Wir haben die Wahl - vor Kriegsbeginn. Denn verlässt eine Kugel den Lauf, kann man sie nicht mehr aufhalten. Nehmen wir uns das im Grundgesetz garantierte Recht, Politikern, die uns eine Angriffsarmee mit dem Aussetzen der Wehrpflicht schmackhaft zu machen versuchen und auf willfährige Kriegsfreiwillige und Söldner setzen, die Gefolgschaft zu verweigern.

Diesen Ungehorsam können wir guten Gewissens auch unseren Verbündeten empfehlen. Auch wenn es für manche U.S.-Amerikaner schwierig sein mag einzusehen, dass der Vietnam- und Irak-Krieg ein Verbrechen war: Die schmerzhafte Erkenntnis zeugt von Größe in einer Zeit, wo im "Krieg gegen den Terror" die Methoden der Kriegsgegner sich immer ähnlicher werden und "Kollateralschäden" das Ansehen der USA und ihrer Verbündeten ernsthaft bedrohen. Es ist immer schwerer einen Krieg zu beenden, als ihn zu beginnen. Wirtschaftliche Probleme mit militärischen Mitteln lösen zu wollen, ist ein gefährliches Vabanque-Spiel mit sehr hohen Einsätzen, bei dem man sehr viel - manchmal auch alles - verlieren kann. Sich gegen Politiker zu stellen, die unsere Verteidigungsfähigkeit schwächen indem sie unsere Armeen und unsere Kinder wissentlich für zweifelhafte Ziele in Angriffskriege schicken, ist staatstragend und daher eine gute Wahl.

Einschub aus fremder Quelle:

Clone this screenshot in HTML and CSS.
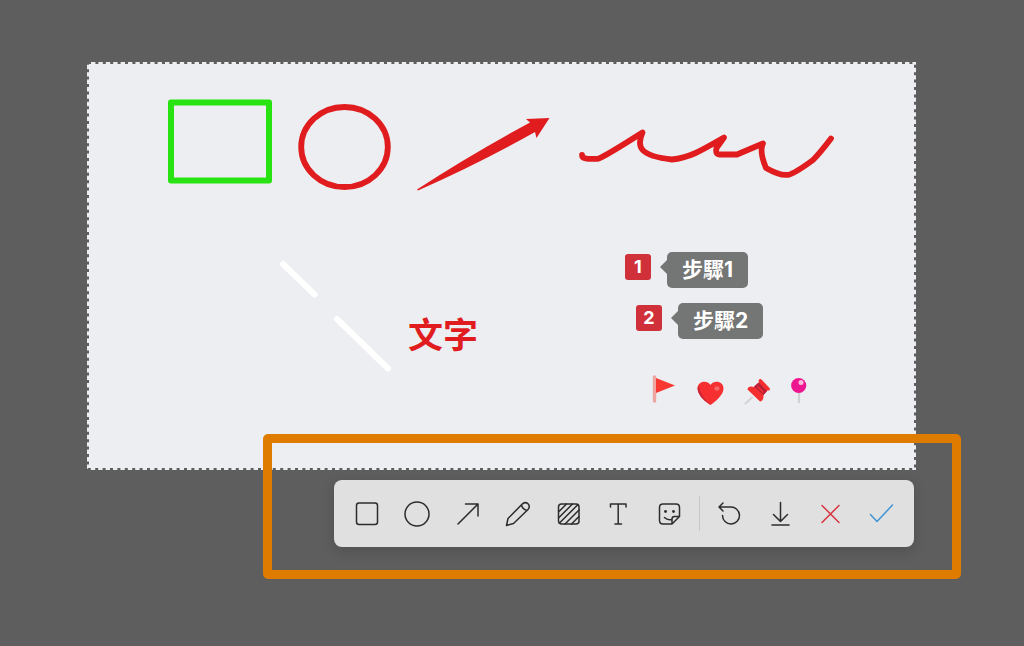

Erinnern wir uns: Als der völkerrechtswidrige Angriffskrieg der USA gegen Vietnam am Verteidigungswillen der Nordvietnamesen scheiterte und der Rückzug als beste Option gewählt wurde, empfanden das selbst U.S.-Soldaten, die das Grauen in vordersten Front erlebt hatten, als befreiend: "Wir werden ausgeflogen! Was für ein tolles Gefühl!"